But put aside the stock market and take a look at General Motors (GM - Get Report). What was originally thought to be a routine recall of vehicles with faulty ignition switches has turned into headline-making news. GM apparently knew about this problem as far back as 10 years and failed to take action. So, year to date, shares are down 14% while the S&P 500 is up approximately 2.2%.
GM shares are trading at $35, yielding 3.5% and with a forward earnings multiple of 7x. Next year, GM will probably generate anywhere from $5 billion to $7 billion in free cash against an enterprise value today of $62 billion. The company is no longer affectionately known as "Government Motors," as the U.S. Treasury has exited its entire position in the stock.
Consider that GM today has less than $8 billion in net debt while Ford Motor (F - Get Report) has about $90 billion in net debt. GM is valued at around 5x earnings before income, taxes, depreciation and amortization on enterprise value while Ford's applicable number is 12x.
At current levels, GM is perhaps one of the most undervalued large-cap stocks in the market today. I calculate the intrinsic value of the stock to be between $50 and $60 a share, meaning minimum upside of 50% from today's levels.
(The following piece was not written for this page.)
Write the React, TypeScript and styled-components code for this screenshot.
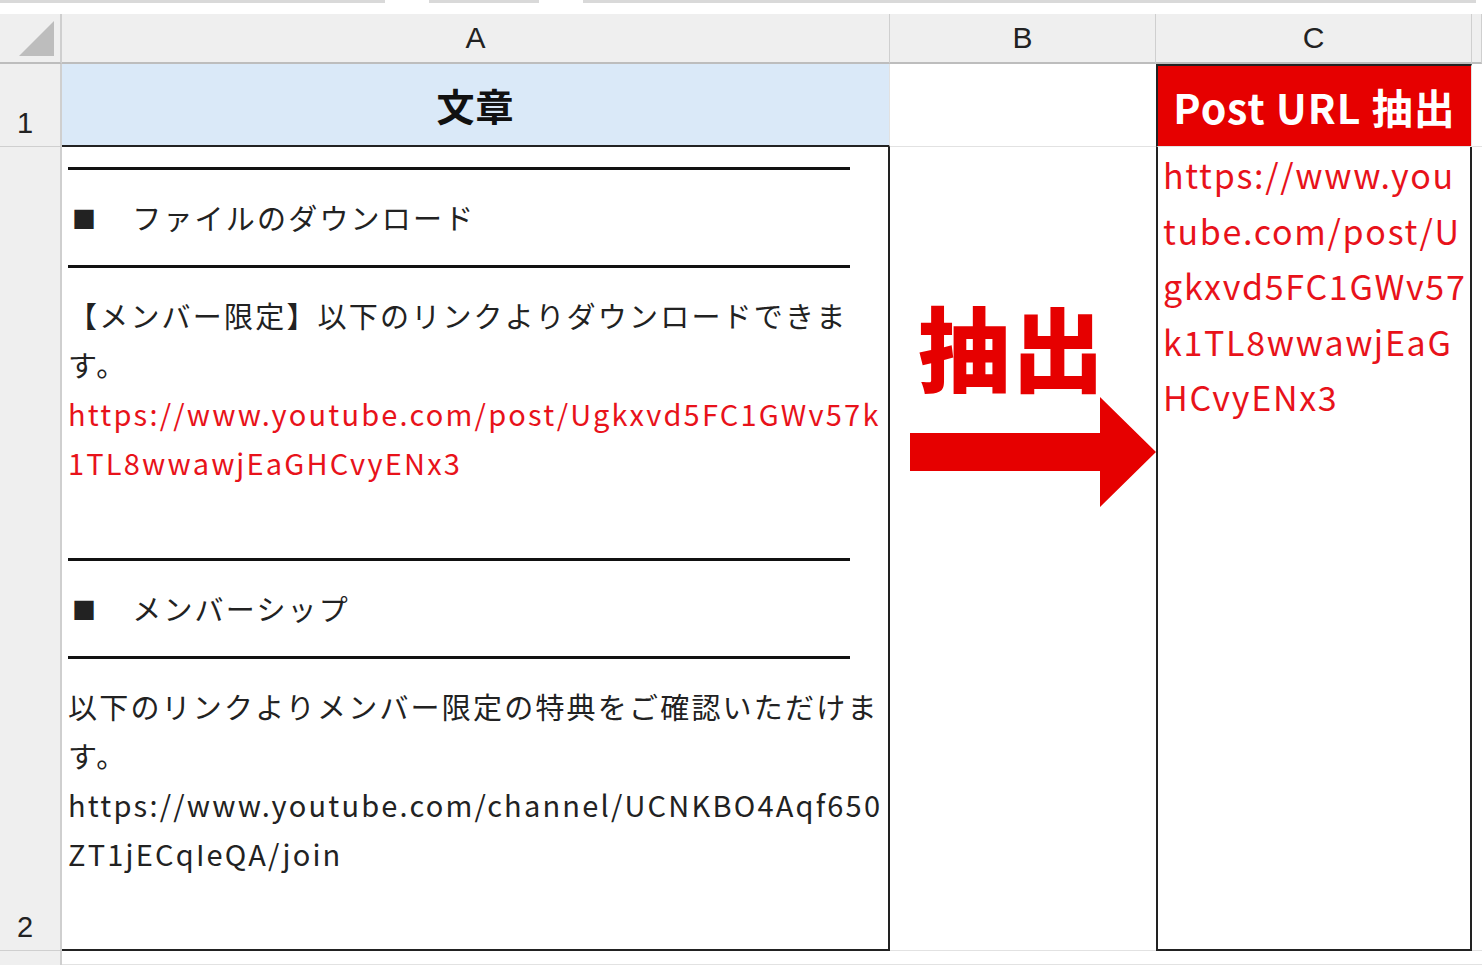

Just so you can appreciate how much emotion comes into play in the stock market, compare Tesla Motors (TSLA - Get Report) with General Motors. Tesla, which generates $2 billion in revenues and lost $74 million in 2013, commands a market value of $29 billion. In 2013, GM earned $3.7 billion in profit from $155 billion in revenue, and is valued at $56 billion.
I would argue that Tesla is perhaps more overvalued than GM is undervalued. But the evidence is clear yet again: The market pays a lofty premium for optimism and over-discounts pessimism. GM shares, in my view, are over-discounted and, in the coming months and years, the return on investment is likely to be above average.